If this analysis is correct, then the operational ambit of the Hague-Visby Rules does not extend to the misdelivery on the present facts. Thus, the Court's attention switches to the provisions of the particular exemption clause which presently is invoked by the defendants and which, it follows from the foregoing, remains unaffected and unrestricted by art 3.8 of the Hague-Visby Rules.
Clause 2(b), which is the clause in question reads as follow:
'the [Defendants] shall be under no liability in any capacity whatsoever for loss or misdelivery of the Goods howsoever caused whether or not through the negligence of [the Defendants] [their] servants or agents or sub contractors ...'
The plaintiff's response to this clause is that it does not assist the defendants, given that the fundamental requirement to deliver the cargo only against an original bill of lading supports the further proposition that it is permissible as a matter of construction to limit the ambit of a particular clause in light of that fact.

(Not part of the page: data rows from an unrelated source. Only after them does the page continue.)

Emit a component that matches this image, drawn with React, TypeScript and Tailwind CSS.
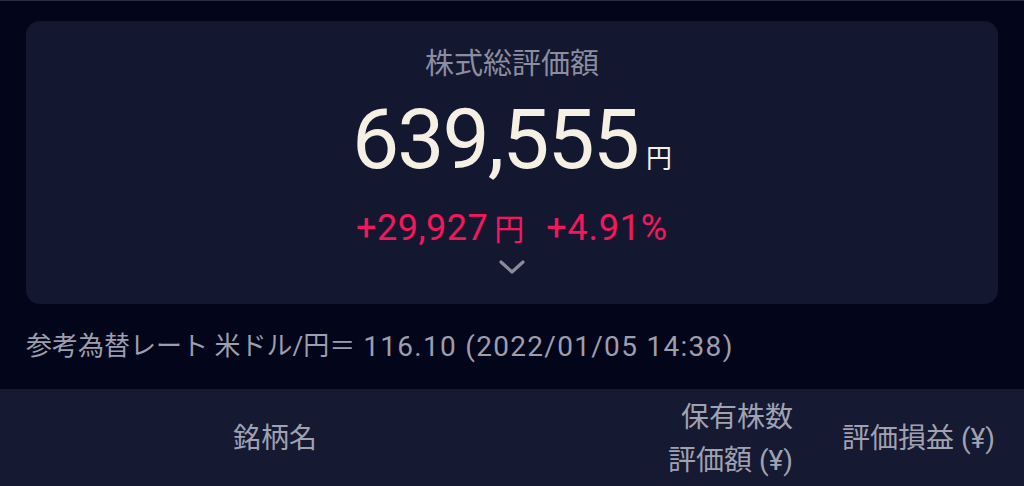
import React from "react";

export default function App() {
  const font = { fontFamily: 'Roboto, "Noto Sans CJK JP", sans-serif' };
  return (
    <div className="w-[1024px] h-[486px] overflow-hidden bg-[#03051a] border-t border-[#2c2e40]" style={font}>
      <div className="px-[26px] pt-[20px]">
        <div className="h-[283px] rounded-[14px] bg-[#141730] flex flex-col items-center pt-[26px]">
          <div className="text-[29px] leading-[34px] text-[#8c8ea0]">株式総評価額</div>
          <div className="mt-[17px] flex items-baseline text-[#f6f0e4]">
            <span className="text-[84px] leading-[84px] tracking-[-2px]">639,555</span>
            <span className="text-[26px] leading-[26px] ml-[8px]">円</span>
          </div>
          <div className="mt-[28px] flex items-baseline text-[#f5175c]">
            <span className="text-[36px] leading-[36px] tracking-[0.5px]">+29,927</span>
            <span className="text-[30px] leading-[30px] ml-[6px]">円</span>
            <span className="text-[36px] leading-[36px] ml-[22px] tracking-[0.8px]">+4.91%</span>
          </div>
          <svg className="mt-[13px]" width="28" height="16" viewBox="0 0 28 16" fill="none">
            <path d="M3 3 L14 13 L25 3" stroke="#8a8c9c" strokeWidth="3.2" strokeLinecap="round" strokeLinejoin="round" />
          </svg>
        </div>
      </div>
      <div className="h-[85px] flex items-center px-[26px] text-[26px] text-[#9c9ead] whitespace-nowrap">
        <span>参考為替レート 米ドル/円＝</span>
        <span className="text-[28px] tracking-[1.3px] ml-[8px]">116.10 (2022/01/05 14:38)</span>
      </div>
      <div className="h-[100px] bg-[#161932] flex items-center text-[28px] text-[#a0a2b1]">
        <div className="w-[550px] text-center">銘柄名</div>
        <div className="w-[243px] text-right leading-[43px]">
          <div>保有株数</div>
          <div>評価額 (¥)</div>
        </div>
        <div className="flex-1 text-right pr-[29px]">評価損益 (¥)</div>
      </div>
    </div>
  );
}
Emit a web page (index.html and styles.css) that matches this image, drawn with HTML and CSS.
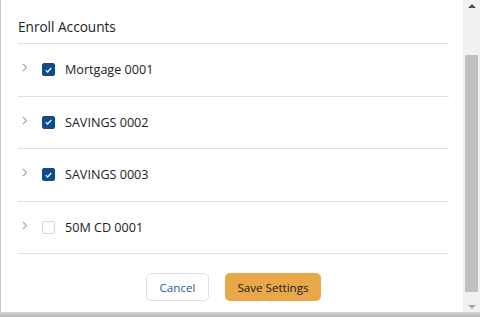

Contracting parties may agree to conditions of carriage which protect the carrier against liability for loss which may defeat the main object of the contract of carriage, the proviso being only that such an agreement must be made manifest in clear and unambiguous terms. Accordingly, whilst the plaintiff's argument on this issue is well and good as far as it goes, the danger is that there lies within it the propensity to put the point too high and purport to apply it irrespective of the particular terminology of the clause in question. It seems to the Court that it is not the case, and there is no wider principle to the effect that the terms of an exemption clause otherwise clear and unambiguous on its face necessarily will be 'read down' because it purports to exclude liability for misdelivery, which in effect is what the plaintiff came very close to submitting.
Therefore, the plaintiff has succeeded on every issue raised by the defendants, save for that relating to the applicability and effect of the exemption clause in the bills of lading.
[For the successful appeal to the Hong Kong Court of Appeal, see CMI553].